Cinematically, this is a stunning movie. Tarantino’s directing style makes for a visual masterpiece nearly every time out of the gate, in both filming and editing technique. But as I said before, this doesn’t really “feel” like a typical Tarantino movie. Yes, there is plenty of blood spatter, but it doesn’t feel as over-the-top as, say, Michael Madsen gleefully disfiguring a cop while dancing to “Stuck In the Middle with You” by Stealers Wheel.

Most of the cast did well in this movie. Kudos to Christoph Waltz as Nazi Colonel Hans Landa. In the opinion of this writer, Waltz single-handedly saved this movie from being a complete mess. In an interview, Quentin Tarantino said that without Waltz, this movie would not have been made. Frankly, I completely agree with this statement.
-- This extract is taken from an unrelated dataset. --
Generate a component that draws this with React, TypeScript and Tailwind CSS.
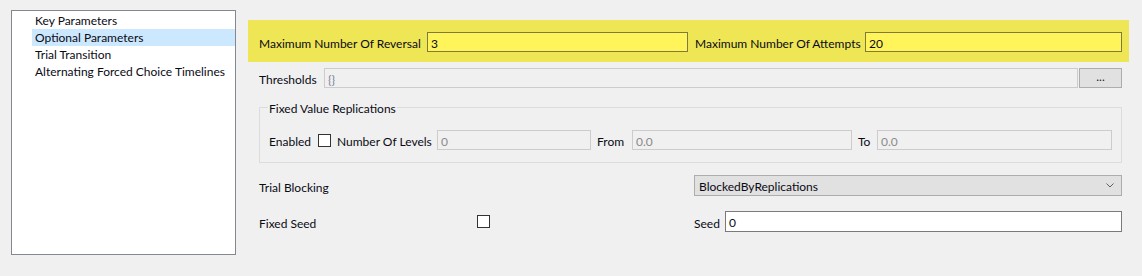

As Landa, Waltz is both predator and slippery eel, dashing and cruel, friendly and suspicious. It is a masterful performance, with well-deserved accolades, including an Academy Award™ nomination. 

But what about the “Basterds” themselves? In the movie, they were a band of eight Jewish soldiers on a singular mission: kill the Nazis. Led by Lt. Aldo Raine (Brad Pitt), they spent a significant portion of the movie succeeding in just that. But as it turns out, the movie is not centered around them; it is primarily about a young Jewish woman who had escaped death three years earlier, only to plot revenge by killing hundreds of Nazis, including Adolph Hitler himself (!), at her movie theatre. The “Basterds” just happened to catch wind of the event and planned their own Nazi-killing party there, too.  

As is typical of any Quentin Tarantino movie, you have to suspend your disbelief. But come on! Bridge On the River Kwai (1957) was more accurate than this movie! By the time the climax started, as visually striking as it was, I ended up throwing my hands up and calling BS. I’m sorry, Quentin, but I think you went too far with this one.  

EDITED 2/25 TO ADD THE FOLLOWING:  

It is rare when I revisit a review to add to it, but I have taken some time to digest this movie a little further. As a result, I am amending my review of Inglourious Basterds.  One of the things I have overlooked is the fact that Quentin Tarantino is unlike almost any other director out there. There are so few directors working today with the passion and drive to make movies the way he does. On top of that, he carries a nearly encyclopedic knowledge of cinematic history within that oddly-shaped head of his. Both of these qualities come to the forefront in every movie he makes, and Inglourious Basterds is no exception. For example, most of the movie posters (“Nation’s Pride” and the Bridget von Hammersmark films excepted) are from real movies made in the 1920s and 1930s, and that they provide a subtext to this movie which illustrates the oppression felt by the French and the Jews under Nazi Germany, and the desire to break free from it. Also, in “Nation’s Pride”, the film-within-a-film, a John Wayne-like actor playing an American colonel gives an impassioned speech about preserving the tower where the Nazi sniper (and star of the film) is holed up. That actor is Bo Svenson, who starred in a 1978 movie entitled The Inglorious Bastards (no relation), directed by Enzo Castellari (who also has a cameo, as a Nazi dignitary at the cinema).  

It is little “Easter eggs” like this which makes watching a Tarantino movie fun to watch. It’s amazing, the things you learn from watching the Special Features disc. While I still maintain it is not one of his best films, Inglourious Basterds is still a fun-to-watch romp done only the way Quentin can do it.